How many fake accounts are there on Facebook?
This has been a key question for advertisers looking to optimize their platform performance. While Facebook offers unmatched potential reach - with more than 2.5 billion active users worldwide - a common criticism has been that a lot of those profiles are fakes, which reduces trust in Facebook's reach numbers.
And definitely, there are fake profiles on the platform - but how many, exactly, has fluctuated over time, based on Facebook's own reporting.
Back in 2018, Facebook said that its fake account percentage was around 4% of its MAU count, which, at that stage, equated to 88 million fake profiles. That figure was far lower than Facebook's 2012 fake estimate of 9%, and 11% in 2013. In 2018, Facebook said that it had been able to reduce the prevalence of fake accounts due to its advanced detection and removal efforts, which saw it remove 583 million fake accounts in one quarter, in response to the evolving need for more action on this front.

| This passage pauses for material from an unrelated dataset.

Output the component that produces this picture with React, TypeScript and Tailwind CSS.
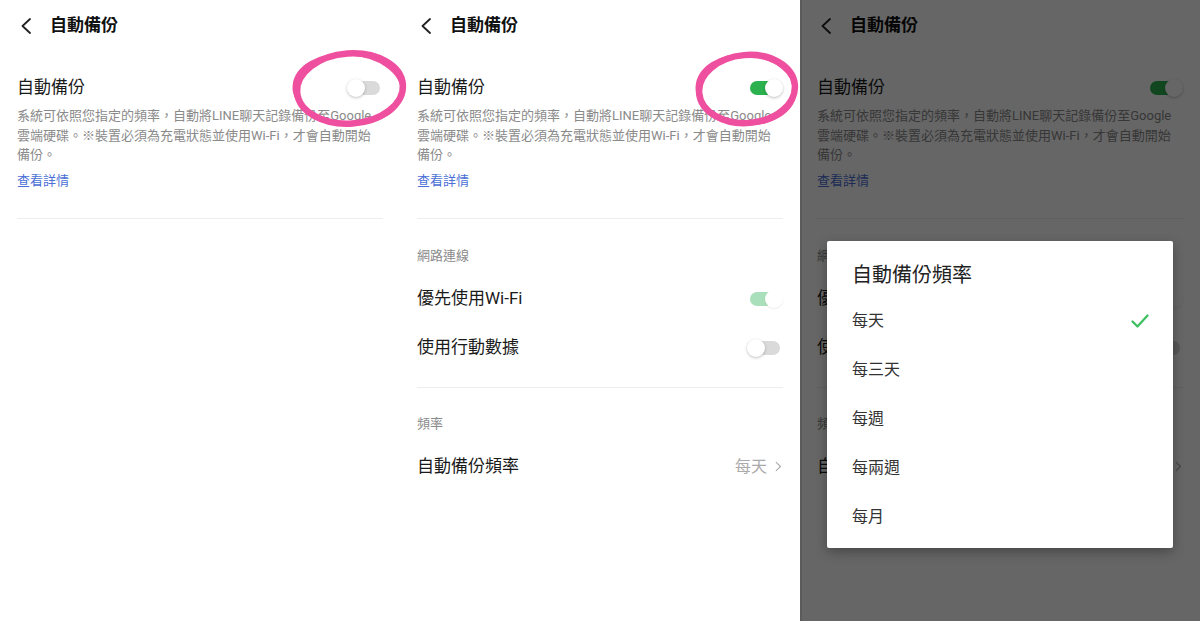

Which is impressive, but not as impressive as this - in the last year, Facebook has taken down 6.6 billion fake accounts. It's safe to say that The Social Network has significantly upped its systems on this front.
The reason for this, according to Facebook's engineering team, is an advanced machine learning system called Deep Entity Classification (DEC), which is able to better detect fake profiles based on a broader range of attributes and behaviors.
As explained by CNet:
"[The system analyzes] not only the accounts that are active on Facebook, but also each individual profile's behavior and interaction with the rest of the community. Facebook's engineers refer to the "deep features" of each account, which are the behavioral patterns of profiles, rather than the direct characteristics of an account. In other words, instead of only registering details like the creation date of an account or the number of friend requests it has sent, DEC also looks at all of the properties of the profiles, groups or pages that a particular user has made contact with."
This more advanced system, implemented, at least in part, due to the bigger push for action against fake profiles in the wake of the 2016 US Presidential Election, has enabled Facebook to be more proactive than ever in removing fakes.
The key to this improved detection system is its complexity, in understanding how each profile is being used, and identifying patterns aligned with inauthentic behavior. Facebook says that the process maps tens of thousands of data points on each profile, making it very difficult to reverse engineer - though interestingly, despite all of this, Facebook says that, right now, the platform's fake profile percentage still sits at 5%.
That means, at Facebook's current size, there are still 125 million fake accounts on the platform.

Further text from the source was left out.